Franco was certainly no angel, but he did show greater magnanimity to his foes than the current government seems able to. Even as Sanchez profanates the bones of the Nacionales, Franco allowed Republican leadership like Segismundo Casado to return and die in Spain; Ortega y Gasset, Gregorio Marañón and Vicente Risco, the eminent Galician nationalist, all received the same kindness. Yet the pettiness of the Sánchez regime is without bounds: not only was Franco’s tomb opened and his remains reinterred, but so were his descendants deprived of their titles as Dukes of Franco, robbed of their property— like the Pazo de Meirás in Galicia—and compelled to abandon the country. As the great thinker, and a Spaniard by birth, George Santayana once famously remarked “Those who cannot remember the past are condemned to repeat it.” 

Nations are not forged through selective amnesia. In fact, they can’t survive it. Instead, they’re woven together by shared, if painful, heritage. For better and worse, the Valle embodies Spain’s duality—its uncontrollable propension for division and its yearning for unity. To sterilise it into a state-approved museum of “democracy” is to rob Spaniards of a tangible link to their past, replacing it with a hollow narrative that serves nothing political expediency. That’s the opposite of what a mature national community would do. Real democracy embraces complexity, allowing the people to wrestle with their contradictions rather than bury them. What this erasure of the past does is try to infantilise Spaniards, assuming they cannot handle the weight of their history.
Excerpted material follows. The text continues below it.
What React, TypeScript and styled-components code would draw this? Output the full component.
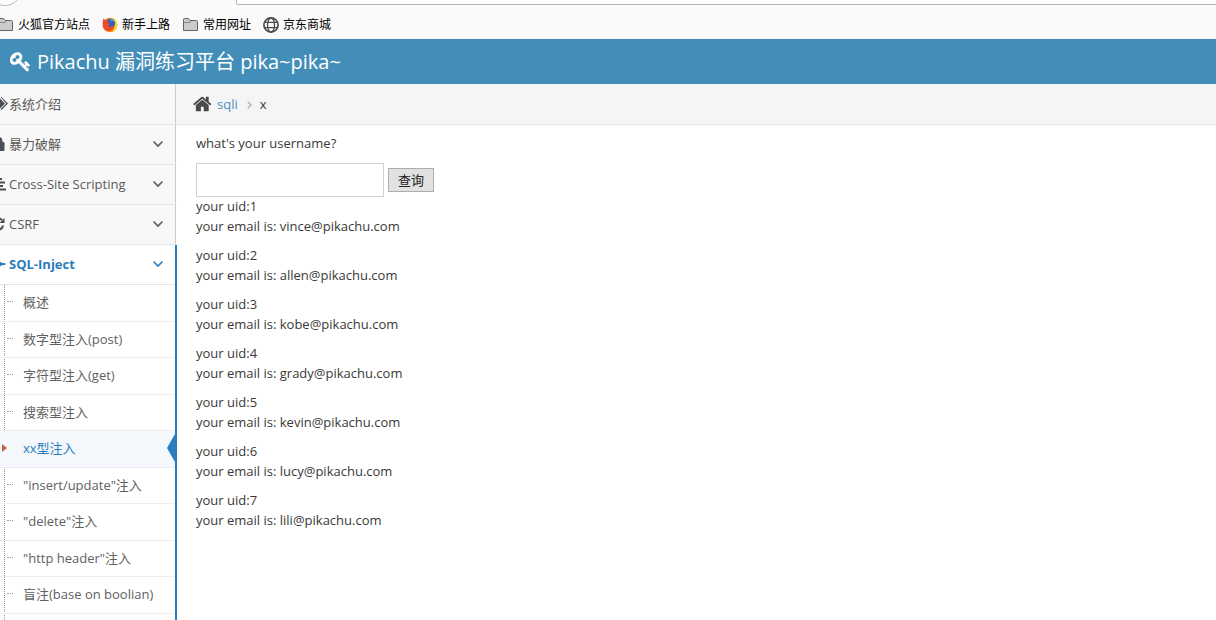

The Valle de los Caídos is a haunting memorial to Spain’s traumatic 20th century. It should remain a place of reflection, not revision. Its cross is not a symbol of Franco’s victory, but of Spain’s endurance. To dismantle it is to deny Spaniards the chance to live on as a nation in the full meaning of the word: as a people united by triumph and grief, glory and tragedy. Other Europeans should take note: Spain has long been a continental trendsetter. And wars on the past have never ended well.